I am thinking that not so long ago, people swapped seeds with each other, took plant cuttings, lent each other tools, grew their own fertiliser, controlled weeds by hoeing and made their own soil by composting. Not so long ago, building materials were sourced locally, carefully preserved, repaired and reused, tools were chosen for quality and durability and packaging was not really a thing. In short, there was little waste and probably not much of a carbon footprint. All of this is still available to us now if we can care enough to say no to convenience and yes to things that take time and effort. The reward is huge!

One of us is a capable DIYer and the other an enthusiastic gardener and so we keenly set out to find less wasteful ways to tackle home and garden. We had to research, learn, plan ahead and apply a little more ingenuity. We had to be willing to forgo some things and spend more money on others. This year we bought brass fittings for the water hose instead of the cheap plastic fittings which break so easily. We bought well-made, used tools at jumble sales. We discovered a local seed swapping scheme. We exchanged plants grown from seed with friends and neighbours. We built a small porch from recycled materials and refurbished the kitchen with cupboards made by a local artisan. It took time and effort but we accomplished it with very little waste and on budget. We live in an area that teems with light industry – when we need a sheet of metal, a pane of glass or planks of wood, we can go downtown and buy directly from the supplier. The same goes for unpackaged loose top soil, sand, gravel, paving stones and many other items. Once we stayed away from the big chain stores we were free to discover much better ways to do the same things. Occasionally the new ways were irritating (such as losing all cabbage plants to insects and all soft fruit to birds one year) but most of the time they are incredibly satisfying.

Depending on where you live, your challenges and needs may be different from ours. We don’t all need the same solutions, but everyone benefits from cutting down plastic waste and avoiding chemicals that burden our environment. We found that it was a matter of taking time over finding the alternatives which often stared us right in the face. Oh how I wished we had started this journey years ago!

Download our lists of ideas and tips:

HERBAL TEAS STRAIGHT FROM MOTHER NATURE

I used to have a line-up of Pukka teas all along the top of my kitchen dresser. Attracted by the colourful packaging and enticing names, I believed that these tea bags were plastic-free until a reader pointed out to me that the sachets each tea bag is sealed in is lined with a polymer for gluing the paper together. Many herbal tea brands, if not all, use plastic in some way or another so I decided to look around my garden to see if I had any herbs, apart from the obvious peppermint and lemon balm, that would be good for making herbal tea. I counted 11 additional plants: chamomile, purple and green sage, rosemary, thyme, elderflower, comfrey, yarrow, nettles and dandelion. And that was just the ones I instantly recognised. How had I missed this opportunity for fresh tea straight from mother nature? The answer of course is because of shiny beautiful packaging of ‘bought’ tea and how easy it is to pop a pack into the shopping basket.

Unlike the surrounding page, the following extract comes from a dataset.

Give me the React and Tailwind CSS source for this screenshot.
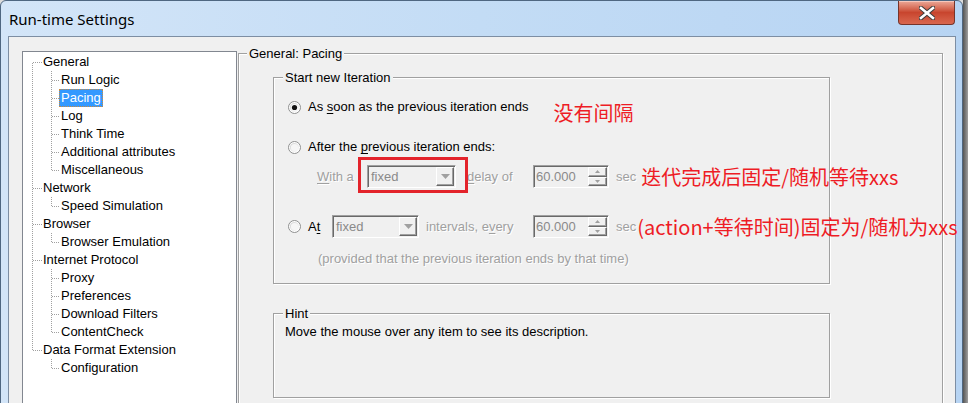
import React from "react";

const DOT = "#a0a0a0";

const tree = [
  { t: "General", c: ["Run Logic", "Pacing", "Log", "Think Time", "Additional attributes", "Miscellaneous"] },
  { t: "Network", c: ["Speed Simulation"] },
  { t: "Browser", c: ["Browser Emulation"] },
  { t: "Internet Protocol", c: ["Proxy", "Preferences", "Download Filters", "ContentCheck"] },
  { t: "Data Format Extension", c: ["Configuration"] },
];

function RootRow({ label, first, last }) {
  return (
    <div className="flex h-[18px] items-center">
      <svg width="20" height="18" className="shrink-0" shapeRendering="crispEdges">
        <line x1="9.5" y1={first ? 10 : 0} x2="9.5" y2={last ? 10 : 18} stroke={DOT} strokeDasharray="1 1" />
        <line x1="10" y1="9.5" x2="19" y2="9.5" stroke={DOT} strokeDasharray="1 1" />
      </svg>
      <span className="leading-[18px]">{label}</span>
    </div>
  );
}

function ChildRow({ label, lastChild, parentLast, selected }) {
  return (
    <div className="flex h-[18px] items-center">
      <svg width="38" height="18" className="shrink-0" shapeRendering="crispEdges">
        {!parentLast && <line x1="9.5" y1="0" x2="9.5" y2="18" stroke={DOT} strokeDasharray="1 1" />}
        <line x1="28.5" y1="0" x2="28.5" y2={lastChild ? 10 : 18} stroke={DOT} strokeDasharray="1 1" />
        <line x1="29" y1="9.5" x2="37" y2="9.5" stroke={DOT} strokeDasharray="1 1" />
      </svg>
      {selected ? (
        <span className="-ml-[2px] h-[18px] bg-[#3399ff] px-[2px] leading-[18px] text-white outline outline-1 -outline-offset-1 outline-dotted outline-[#d08a3a]">
          {label}
        </span>
      ) : (
        <span className="leading-[18px]">{label}</span>
      )}
    </div>
  );
}

function Radio({ checked }) {
  return (
    <svg width="13" height="13" viewBox="0 0 13 13" className="shrink-0">
      <defs>
        <linearGradient id={checked ? "rg1" : "rg2"} x1="0" y1="0" x2="1" y2="1">
          <stop offset="0" stopColor="#cfcfcf" />
          <stop offset="1" stopColor="#ffffff" />
        </linearGradient>
      </defs>
      <circle cx="6.5" cy="6.5" r="6" fill="#ffffff" stroke="#8e8f8f" />
      <circle cx="6.5" cy="6.5" r="4.6" fill={`url(#${checked ? "rg1" : "rg2"})`} />
      <circle cx="6.5" cy="6.5" r="3.6" fill="#f6f6f6" />
      {checked && <circle cx="6.5" cy="6.5" r="2.6" fill="#111111" />}
    </svg>
  );
}

function Combo({ w }) {
  return (
    <div className={`${w} flex h-[23px] shrink-0 border border-b-white border-l-[#a0a0a0] border-r-white border-t-[#a0a0a0] bg-[#f0f0f0] shadow-[inset_1px_1px_0_#696969]`}>
      <span className="flex-1 pl-[3px] leading-[21px] text-[#8a8a8a]">fixed</span>
      <div className="my-[1px] mr-[1px] flex w-[18px] items-center justify-center border border-b-[#696969] border-l-white border-r-[#696969] border-t-white bg-[#f0f0f0] shadow-[inset_-1px_-1px_0_#a0a0a0]">
        <svg width="9" height="5" viewBox="0 0 9 5">
          <path d="M0 0H9L4.5 5Z" fill="#a0a0a0" />
        </svg>
      </div>
    </div>
  );
}

function SpinBtn({ up }) {
  return (
    <div className="flex flex-1 items-center justify-center border border-b-[#696969] border-l-white border-r-[#696969] border-t-white bg-[#f0f0f0] shadow-[inset_-1px_-1px_0_#a0a0a0]">
      <svg width="5" height="3" viewBox="0 0 5 3">
        <path d={up ? "M0 3H5L2.5 0Z" : "M0 0H5L2.5 3Z"} fill="#a0a0a0" />
      </svg>
    </div>
  );
}

function Spin() {
  return (
    <div className="flex h-[23px] w-[76px] shrink-0 border border-b-white border-l-[#a0a0a0] border-r-white border-t-[#a0a0a0] bg-[#f0f0f0] shadow-[inset_1px_1px_0_#696969]">
      <span className="flex-1 pl-[2px] pt-[1px] leading-[19px] text-[#8a8a8a]">60.000</span>
      <div className="my-[1px] mr-[1px] flex w-[19px] flex-col">
        <SpinBtn up />
        <SpinBtn />
      </div>
    </div>
  );
}

const dis = "text-[#a0a0a0] [text-shadow:1px_1px_0_#ffffff]";
const red = "font-['Noto_Sans_CJK_SC','Noto_Sans',sans-serif] text-[20px] leading-[24px] text-[#ee1c25]";
const box = "border border-[#a0a0a0] shadow-[inset_1px_1px_0_#ffffff,1px_1px_0_#ffffff]";

export default function App() {
  return (
    <div className="flex h-[403px] w-[968px] overflow-hidden bg-[#dcdcdc] font-['Liberation_Sans',Arial,sans-serif] text-[13px] text-black">
      {/* window */}
      <div className="flex h-[430px] w-[963px] shrink-0 flex-col rounded-t-[6px] border border-[#4f6781] bg-gradient-to-r from-[#d3e5f8] via-[#c3dcf5] to-[#b7d4f3]">
        {/* title bar */}
        <div className="flex h-[35px] shrink-0 items-start justify-between">
          <div className="ml-[8px] mt-[8px] font-['Segoe_UI','Noto_Sans',sans-serif] text-[15px] leading-[21px] text-black">
            Run-time Settings
          </div>
          <div className="mr-[7px] flex h-[24px] w-[57px] items-center justify-center rounded-b-[4px] border border-t-0 border-[#76342a] bg-gradient-to-b from-[#eaa898] via-[#c8452e] to-[#d9674f] shadow-[inset_0_1px_0_#f6c7bc]">
            <svg width="16" height="14" viewBox="0 0 16 14">
              <path d="M2 2L14 12M14 2L2 12" stroke="#3b3b3b" strokeWidth="4.6" strokeLinecap="square" />
              <path d="M2 2L14 12M14 2L2 12" stroke="#ffffff" strokeWidth="2.6" strokeLinecap="square" />
            </svg>
          </div>
        </div>

        {/* client area */}
        <div className="ml-[7px] flex h-[380px] w-[948px] items-start border-l border-r border-t border-[#7d8ea3] bg-[#f0f0f0] pl-[13px]">
          {/* tree */}
          <div className="mt-[14px] h-[370px] w-[215px] shrink-0 border border-[#828790] bg-white pt-[1px]">
            {tree.map((g, gi) => (
              <React.Fragment key={g.t}>
                <RootRow label={g.t} first={gi === 0} last={gi === tree.length - 1} />
                {g.c.map((c, ci) => (
                  <ChildRow
                    key={c}
                    label={c}
                    lastChild={ci === g.c.length - 1}
                    parentLast={gi === tree.length - 1}
                    selected={c === "Pacing"}
                  />
                ))}
              </React.Fragment>
            ))}
          </div>

          {/* General: Pacing */}
          <fieldset className={`ml-[1px] mt-[9px] h-[400px] w-[705px] min-w-0 shrink-0 pl-[8px] ${box}`}>
            <legend className="bg-[#f0f0f0] px-[2px] leading-[15px]">General: Pacing</legend>

            <fieldset className={`ml-[26px] mt-[9px] w-[557px] min-w-0 pb-[17px] pl-[9px] ${box}`}>
              <legend className="bg-[#f0f0f0] px-[2px] leading-[15px]">Start new Iteration</legend>

              <div className="mt-[12px] flex h-[20px] items-center whitespace-nowrap">
                <div className="ml-[5px]"><Radio checked /></div>
                <span className="ml-[7px]">
                  As <span className="underline underline-offset-2">s</span>oon as the previous iteration ends
                </span>
                <span className={`ml-[25px] translate-y-[6px] ${red}`}>没有间隔</span>
              </div>

              <div className="mt-[20px] flex h-[20px] items-center whitespace-nowrap">
                <div className="ml-[5px]"><Radio /></div>
                <span className="ml-[7px]">
                  After the <span className="underline underline-offset-2">p</span>revious iteration ends:
                </span>
              </div>

              <div className="mt-[8px] flex h-[23px] items-center whitespace-nowrap">
                <span className={`ml-[34px] w-[50px] shrink-0 ${dis}`}>
                  <span className="underline underline-offset-2">W</span>ith a
                </span>
                <div className="relative shrink-0">
                  <Combo w="w-[89px]" />
                  <div className="absolute -bottom-[5px] -left-[9px] -right-[12px] -top-[8px] border-[3px] border-[#e3232b]" />
                </div>
                <span className={`ml-[11px] w-[66px] shrink-0 ${dis}`}>
                  <span className="underline underline-offset-2">d</span>elay of
                </span>
                <Spin />
                <span className={`ml-[7px] ${dis}`}>sec</span>
                <span className={`ml-[5px] ${red}`}>迭代完成后固定/随机等待xxs</span>
              </div>

              <div className="mt-[27px] flex h-[23px] items-center whitespace-nowrap">
                <div className="ml-[5px]"><Radio /></div>
                <span className="ml-[7px] w-[24px] shrink-0">
                  A<span className="underline underline-offset-2">t</span>
                </span>
                <Combo w="w-[87px]" />
                <span className={`ml-[7px] w-[107px] shrink-0 ${dis}`}>
                  intervals, e<span className="underline underline-offset-2">v</span>ery
                </span>
                <Spin />
                <span className={`ml-[7px] ${dis}`}>sec</span>
                <span className={`ml-[1px] ${red}`}>(action+等待时间)固定为/随机为xxs</span>
              </div>

              <div className={`ml-[35px] mt-[13px] h-[15px] whitespace-nowrap leading-[15px] ${dis}`}>
                (provided that the previous iteration ends by that time)
              </div>
            </fieldset>

            <fieldset className={`ml-[26px] mt-[22px] h-[92px] w-[557px] min-w-0 pl-[9px] ${box}`}>
              <legend className="bg-[#f0f0f0] px-[2px] leading-[15px]">Hint</legend>
              <div className="pl-[2px] pt-[3px] leading-[15px]">Move the mouse over any item to see its description.</div>
            </fieldset>
          </fieldset>
        </div>
      </div>
      <div className="h-full flex-1 bg-gradient-to-r from-[#555555] to-[#a0a0a0]" />
    </div>
  );
}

Fresh herb tea tastes beautifully subtle and alive and is easy to make – simply pour hot water over a few freshly picked leaves and let them steep for five minutes. Drying bunches of herbs for making tea for the winter months is also very easy to do. Hang a bunch of herbs upside down for a few days, rub the leaves or flowers off the stems, and store them in a jar or paper bag. You can combine different herbs to suit your taste or try recipes for soothing colds and other ailments. Another wonderful type of herbal tea is hot water with a shot of homemade elderflower cordial.

You don’t need to grow a great quantity of herbs to make a lot of herbal tea – which came as surprise to me. Just one yarrow plant yielded much more than I could possibly use. There are also many wild herbs and weeds that make great tea, such as nettle and dandelion leaves. If you don’t have a garden, growing peppermint in a pot on your windowsill or collecting wild herbs on a walk are good options. You can of course buy loose leaf unpackaged tea from Neil’s Yard and other tea shops – but do take your own paper bags and ask them not to put a plastic sticker on the bag.

Useful links:

• Herb teas for healing: https://smtebooks.com/book/5280/holistic-herbal-4th-edition-pdf
• Best herbs to grow for tea: https://www.thespruce.com/best-herbs-for-tea-4151170
• Neil’s Yard shops for loose herbal tea: http://www.nealsyardremedies.com/

PURE ALL-NATURAL SUNSCREEN

Heeding the advice from even the most staunch defenders of all things homemade, you  will stay out of the sun or buy a good quality sunscreen with pure ingredients rather than attempt to make your own. I have put sun cream down on the list of unavoidable items in plastic packaging. I was therefore over the moon to come across NOT THE NORM sunscreen in a tin in three different sizes, made in the UK from just four pure and organic ingredients. The company also guaranteed to send mailorder items without any plastic packaging. To top it all it arrived on the hottest day so far this summer and I put it to the test straight away. Unperfumed and easy to apply it feels lovely on the skin and if I follow the directions for safe use on the website to the latter, I think this one is a winner for me. I have read so many scathing articles about the ingredients and side effects of ordinary sun cream and sun block that I would rather stay in the shade than expose my skin to these substances – I am not including any links here as the topic is so ‘hotly’ debated that it is hard to know what is real and what isn’t. You must decide for yourself whether this all-natural sunscreen is for you and how safe you believe it is.